-- BEGIN Given records --
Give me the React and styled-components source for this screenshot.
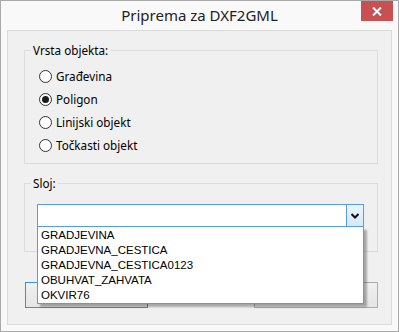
import React from "react";
import styled, { createGlobalStyle } from "styled-components";

const Global = createGlobalStyle`
  html, body { margin: 0; padding: 0; background: #ffffff; }
  body { font-family: "Noto Sans", "Open Sans", sans-serif; }
`;

const Window = styled.div`
  width: 399px; height: 332px; box-sizing: border-box;
  border: 1px solid #a9a9a9; background: #f9f9f9;
  display: flex; flex-direction: column;
`;
const TitleBar = styled.div`
  position: relative; height: 29px; flex: none;
  display: flex; align-items: center; justify-content: center;
  font-size: 15px; color: #222; padding-bottom: 1px; box-sizing: border-box;
`;
const CloseButton = styled.div`
  position: absolute; top: 0; right: 5px; width: 32px; height: 20px;
  background: #c75050; display: flex; align-items: center; justify-content: center;
`;
const Client = styled.div`
  flex: 1; margin: 0 6px 6px 6px; border: 1px solid #dadada; background: #f0f0f0;
  padding: 19px 13px 0 16px; display: flex; flex-direction: column;
  font-size: 11.7px; color: #000;
`;
const Group = styled.div`
  position: relative; height: ${p => p.$h}px; box-sizing: border-box;
  border: 1px solid #dcdcdc; margin-bottom: ${p => p.$mb || 0}px;
  padding: ${p => p.$pad};
`;
const Legend = styled.span`
  position: absolute; top: -9px; left: 6px; padding: 0 2px; line-height: 16px;
  background: #f0f0f0;
`;
const RadioList = styled.div`
  display: flex; flex-direction: column; gap: 6px;
`;
const RadioRow = styled.label`
  display: flex; align-items: center; gap: 4px; height: 17px; line-height: 17px;
`;
const RadioCircle = styled.span`
  width: 13px; height: 13px; box-sizing: border-box; border-radius: 50%;
  border: 1px solid #333; background: #fff; display: flex;
  align-items: center; justify-content: center; flex: none;
  &::after {
    content: ""; width: 7px; height: 7px; border-radius: 50%;
    background: ${p => (p.$on ? "#1b1b1b" : "transparent")};
  }
`;
const Combo = styled.div`
  position: relative; height: 23px; box-sizing: border-box;
  border: 1px solid #569de5; background: #fff; display: flex; justify-content: flex-end;
`;
const ComboButton = styled.div`
  width: 16px; border-left: 1px solid #569de5;
  background: linear-gradient(#eaf5fd, #d3e9fb);
  display: flex; align-items: center; justify-content: center;
`;
const DropList = styled.div`
  position: absolute; left: -1px; right: -1px; top: 22px; z-index: 2;
  border: 1px solid #569de5; border-top: none; background: #fff;
  box-shadow: 3px 3px 2px rgba(0, 0, 0, 0.3);
  font-family: "Liberation Sans", Arial, sans-serif; font-size: 11.5px;
  padding-top: 1px;
`;
const DropItem = styled.div`
  height: 15px; line-height: 15px; padding-left: 3px; white-space: nowrap;
`;
const ButtonRow = styled.div`
  display: flex; justify-content: space-between; margin-top: 30px; padding: 0 0 0 1px;
`;
const Button = styled.div`
  width: ${p => p.$w}px; height: 26px; box-sizing: border-box;
  border: 1px solid ${p => (p.$def ? "#3c8fe0" : "#acacac")};
  background: linear-gradient(#f0f0f0, #e5e5e5);
`;

const radios = ["Građevina", "Poligon", "Linijski objekt", "Točkasti objekt"];
const layers = ["GRADJEVINA", "GRADJEVNA_CESTICA", "GRADJEVNA_CESTICA0123", "OBUHVAT_ZAHVATA", "OKVIR76"];

export default function App() {
  return (
    <>
      <Global />
      <Window>
        <TitleBar>
          Priprema za DXF2GML
          <CloseButton>
            <svg width="10" height="9" viewBox="0 0 10 9">
              <path d="M1 0.5 L9 8.5 M9 0.5 L1 8.5" stroke="#fff" strokeWidth="2" />
            </svg>
          </CloseButton>
        </TitleBar>
        <Client>
          <Group $h={114} $mb={19} $pad="17px 0 0 14px">
            <Legend>Vrsta objekta:</Legend>
            <RadioList>
              {radios.map((r, i) => (
                <RadioRow key={r}>
                  <RadioCircle $on={i === 1} />
                  {r}
                </RadioRow>
              ))}
            </RadioList>
          </Group>
          <Group $h={69} $pad="20px 13px 0 12px">
            <Legend>Sloj:</Legend>
            <Combo>
              <ComboButton>
                <svg width="8" height="6" viewBox="0 0 8 6">
                  <path d="M0.5 1 L4 4.5 L7.5 1" stroke="#111" strokeWidth="2" fill="none" />
                </svg>
              </ComboButton>
              <DropList>
                {layers.map(l => <DropItem key={l}>{l}</DropItem>)}
              </DropList>
            </Combo>
          </Group>
          <ButtonRow>
            <Button $w={123} $def />
            <Button $w={124} />
          </ButtonRow>
        </Client>
      </Window>
    </>
  );
}
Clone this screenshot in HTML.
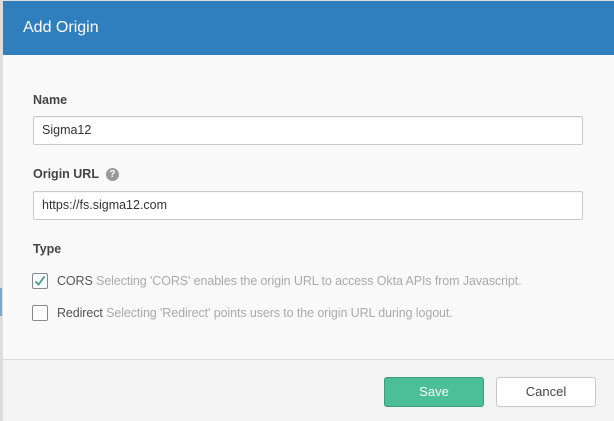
<!DOCTYPE html>
<html><head><style>
body{margin:0;width:614px;height:420px;overflow:hidden;background:#ddd;font-family:"Liberation Sans",sans-serif;position:relative}
.dlg{position:absolute;left:3px;top:1px;width:611px;height:419px;background:#f9f9f9}
.hd{position:absolute;left:0;top:0;width:611px;height:54px;background:#2f7fbf;color:#fff;font-size:16px;line-height:54px;text-indent:20px;font-weight:300}
.lbl{position:absolute;left:30px;font-size:12.5px;font-weight:bold;color:#444}
.inp{position:absolute;left:30px;width:548px;height:27px;border:1px solid #c8c8c8;border-radius:2px;background:#fff;font-size:12.5px;line-height:27px;text-indent:8px;color:#333;box-shadow:inset 0 1px 1px rgba(0,0,0,.05)}
.help{display:inline-block;width:13px;height:13px;border-radius:50%;background:#999;color:#fff;font-size:10px;line-height:13px;text-align:center;margin-left:7px;vertical-align:1px}
.cb{position:absolute;left:29px;width:14px;height:14px;border:1px solid #888;border-radius:2px;background:#fff}
.ct{position:absolute;left:54px;font-size:12.5px;color:#555;letter-spacing:-0.1px}
.ct span{color:#aaa}
.ft{position:absolute;left:0;top:358px;width:611px;height:61px;background:#f3f3f3;border-top:1px solid #ddd}
.btn{position:absolute;top:17px;width:98px;height:28px;border-radius:3px;font-size:13px;line-height:28px;text-align:center}
</style></head><body>
<div style="position:absolute;left:0;top:288px;width:2px;height:28px;background:#7aa7cc"></div>
<div class="dlg">
<div class="hd">Add Origin</div>
<div class="lbl" style="top:92px">Name</div>
<div class="inp" style="top:115px">Sigma12</div>
<div class="lbl" style="top:166px">Origin URL<span class="help">?</span></div>
<div class="inp" style="top:190px">https://fs.sigma12.com</div>
<div class="lbl" style="top:241px">Type</div>
<div class="cb" style="top:272px"><svg width="14" height="14" viewBox="0 0 14 14"><path d="M2.5 7.5 L5.5 10.5 L11.5 2.5" fill="none" stroke="#3aa57d" stroke-width="1.8"/></svg></div>
<div class="ct" style="top:273px">CORS <span>Selecting 'CORS' enables the origin URL to access Okta APIs from Javascript.</span></div>
<div class="cb" style="top:304px"></div>
<div class="ct" style="top:305px">Redirect <span>Selecting 'Redirect' points users to the origin URL during logout.</span></div>
<div class="ft">
<div class="btn" style="left:381px;background:#4cbf99;border:1px solid #3a9c7c;color:#fff">Save</div>
<div class="btn" style="left:493px;background:#fff;border:1px solid #c8c8c8;color:#444">Cancel</div>
</div>
</div>
</body></html>
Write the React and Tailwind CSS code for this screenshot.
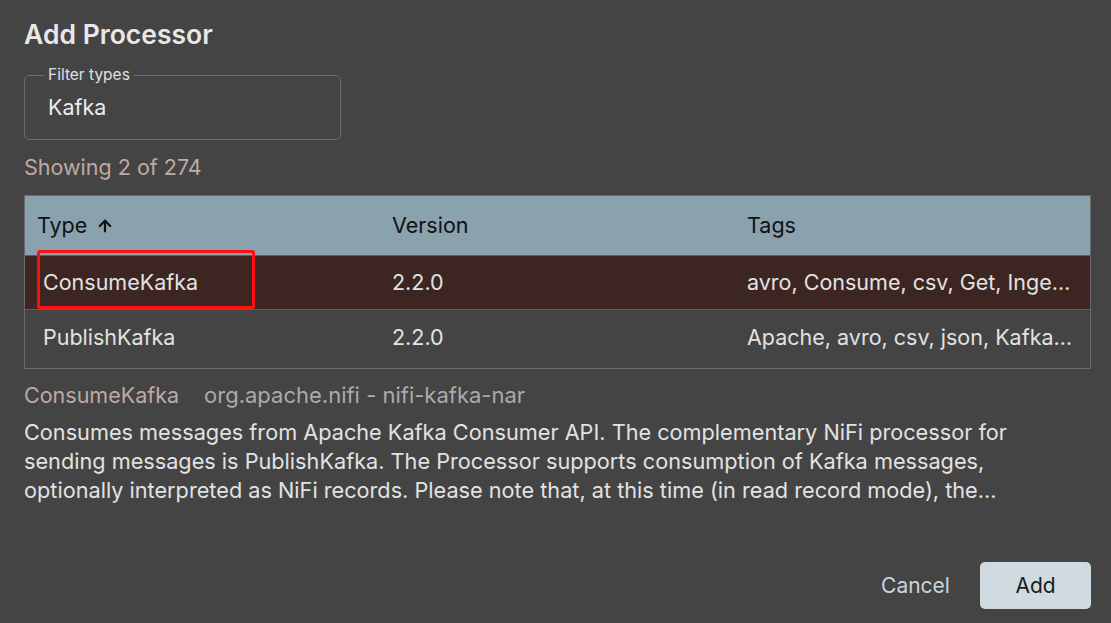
import { ArrowUp } from 'lucide-react';

const rows = [
  { type: 'ConsumeKafka', version: '2.2.0', tags: 'avro, Consume, csv, Get, Ingest, Ingress, Kafka, PubSub', selected: true },
  { type: 'PublishKafka', version: '2.2.0', tags: 'Apache, avro, csv, json, Kafka, logs, Message, PUT', selected: false },
];

export default function App() {
  return (
    <div
      className="flex h-[623px] w-[1111px] flex-col bg-[#444444] pl-6 pr-5 pt-[16px] text-[#e2e2e2]"
      style={{ fontFamily: 'Inter, "Noto Sans", sans-serif' }}
    >
      <h1 className="text-[26.5px] font-semibold leading-[36px] text-[#e8e8e8]">Add Processor</h1>

      <div className="relative mt-[23px] flex h-[65px] w-[317px] items-center rounded-[5px] border border-[#6b6b6b] pl-[23px]">
        <span className="absolute -top-[10px] left-[19px] bg-[#444444] px-[4px] text-[15.5px] leading-[18px] text-[#e0e0e0]">
          Filter types
        </span>
        <span className="text-[21.5px] text-[#ececec]">Kafka</span>
      </div>

      <p className="mt-[15px] text-[21.5px] leading-[24px] text-[#bfaaa3]">Showing 2 of 274</p>

      <div className="mt-[16px] h-[174px] border border-[#6a6a6a]">
        <div className="grid h-[60px] grid-cols-3 items-center border-b border-[#5f5f5f] bg-[#89a2ae] text-[21.5px] text-[#111111]">
          <div className="flex items-center gap-[9px] px-[12px]">
            Type
            <ArrowUp size={18} strokeWidth={3} />
          </div>
          <div className="px-[12px]">Version</div>
          <div className="px-[12px]">Tags</div>
        </div>
        {rows.map((row) => (
          <div
            key={row.type}
            className={`relative grid h-[54px] grid-cols-3 items-center text-[21.5px] ${
              row.selected ? 'border-b border-[#5f5f5f] bg-[#3d2622]' : ''
            }`}
          >
            <div className="px-[18px]">{row.type}</div>
            <div className="px-[12px]">{row.version}</div>
            <div className="truncate px-[12px]">{row.tags}</div>
            {row.selected && (
              <span className="absolute -top-[6px] left-[12px] h-[59px] w-[218px] rounded-[3px] border-[3px] border-[#ff1010]" />
            )}
          </div>
        ))}
      </div>

      <div className="mt-[13px] flex items-center gap-[25px] text-[21.5px] leading-[26px]">
        <span className="text-[#bfaaa3]">ConsumeKafka</span>
        <span className="text-[22px] text-[#ababab]">org.apache.nifi - nifi-kafka-nar</span>
      </div>
      <p className="mt-[10px] line-clamp-3 max-w-[1040px] text-[21.7px] leading-[29px] text-[#e2e2e2]">
        Consumes messages from Apache Kafka Consumer API. The complementary NiFi processor for sending messages is
        PublishKafka. The Processor supports consumption of Kafka messages, optionally interpreted as NiFi records.
        Please note that, at this time (in read record mode), the Processor assumes that all records that are
        retrieved from a given partition have the same schema.
      </p>

      <div className="mt-auto mb-[14px] flex items-center justify-end gap-[9px]">
        <button className="h-[47px] w-[111px] rounded-[5px] text-[21px] text-[#c9d5db]">Cancel</button>
        <button className="h-[47px] w-[111px] rounded-[5px] bg-[#cfdbe0] text-[21px] text-[#1a1a1a]">Add</button>
      </div>
    </div>
  );
}
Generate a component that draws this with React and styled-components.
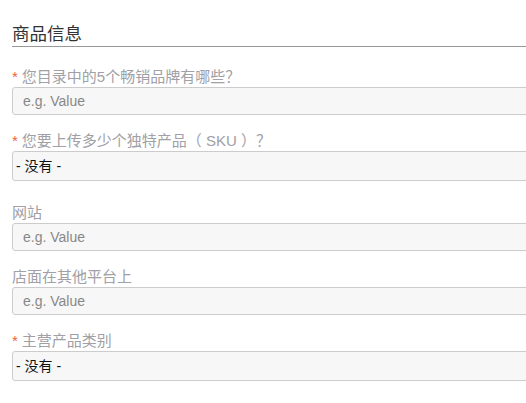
import styled, { createGlobalStyle } from 'styled-components';

const FIELDS = [
  { id: 'brands', label: '您目录中的5个畅销品牌有哪些？', required: true, type: 'input' },
  { id: 'sku', label: '您要上传多少个独特产品（ SKU ）？', required: true, type: 'select' },
  { id: 'website', label: '网站', required: false, type: 'input' },
  { id: 'stores', label: '店面在其他平台上', required: false, type: 'input' },
  { id: 'category', label: '主营产品类别', required: true, type: 'select' },
];

export default function App() {
  return (
    <>
      <GlobalStyle />
      <Page>
        <SectionTitle>商品信息</SectionTitle>
        <Form>
          {FIELDS.map((field) => (
            <Field key={field.id} $select={field.type === 'select'}>
              <Label htmlFor={field.id}>
                {field.required && <Star>*</Star>}
                {field.label}
              </Label>
              {field.type === 'select' ? (
                <Select id={field.id} defaultValue="">
                  <option value="">- 没有 -</option>
                </Select>
              ) : (
                <Input id={field.id} placeholder="e.g. Value" />
              )}
            </Field>
          ))}
        </Form>
      </Page>
    </>
  );
}

const GlobalStyle = createGlobalStyle`
  html, body {
    margin: 0;
    overflow: hidden;
    background: #fff;
  }
  body {
    font-family: 'Liberation Sans', 'Noto Sans CJK SC', sans-serif;
  }
`;

const Page = styled.div`
  width: 620px;
  padding: 22px 0 0 12px;
`;

const SectionTitle = styled.h2`
  margin: 0;
  font-size: 17.5px;
  font-weight: 400;
  line-height: 24px;
  color: #333;
  border-bottom: 1px solid #999;
`;

const Form = styled.div`
  display: flex;
  flex-direction: column;
  padding-top: 20px;
`;

const Field = styled.div`
  display: flex;
  flex-direction: column;
  margin-bottom: ${({ $select }) => ($select ? '22px' : '16px')};
`;

const Label = styled.label`
  font-size: 15px;
  line-height: 20px;
  color: #a0a0a6;
`;

const Star = styled.span`
  color: #f0643c;
  margin-right: 4px;
`;

const Input = styled.input`
  box-sizing: border-box;
  height: 28px;
  padding: 0 10px;
  border: 1px solid #ccc;
  border-radius: 3px;
  background: #f7f7f7;
  font-family: inherit;
  font-size: 14px;
  color: #333;
  outline: none;
  &::placeholder { color: #888; }
`;

const Select = styled.select`
  box-sizing: border-box;
  height: 30px;
  padding: 0 3px;
  border: 1px solid #ccc;
  border-radius: 3px;
  background: #f7f7f7;
  font-family: inherit;
  font-size: 14px;
  color: #111;
  appearance: none;
  outline: none;
`;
-- END Given records --
Your job is to reproduce the lines from the one with "Write the React" through the one with "2 of 274</p>", both kept, exactly as they are. Leave out the pictures.

Write the React and Tailwind CSS code for this screenshot.
import { ArrowUp } from 'lucide-react';

const rows = [
  { type: 'ConsumeKafka', version: '2.2.0', tags: 'avro, Consume, csv, Get, Ingest, Ingress, Kafka, PubSub', selected: true },
  { type: 'PublishKafka', version: '2.2.0', tags: 'Apache, avro, csv, json, Kafka, logs, Message, PUT', selected: false },
];

export default function App() {
  return (
    <div
      className="flex h-[623px] w-[1111px] flex-col bg-[#444444] pl-6 pr-5 pt-[16px] text-[#e2e2e2]"
      style={{ fontFamily: 'Inter, "Noto Sans", sans-serif' }}
    >
      <h1 className="text-[26.5px] font-semibold leading-[36px] text-[#e8e8e8]">Add Processor</h1>

      <div className="relative mt-[23px] flex h-[65px] w-[317px] items-center rounded-[5px] border border-[#6b6b6b] pl-[23px]">
        <span className="absolute -top-[10px] left-[19px] bg-[#444444] px-[4px] text-[15.5px] leading-[18px] text-[#e0e0e0]">
          Filter types
        </span>
        <span className="text-[21.5px] text-[#ececec]">Kafka</span>
      </div>

      <p className="mt-[15px] text-[21.5px] leading-[24px] text-[#bfaaa3]">Showing 2 of 274</p>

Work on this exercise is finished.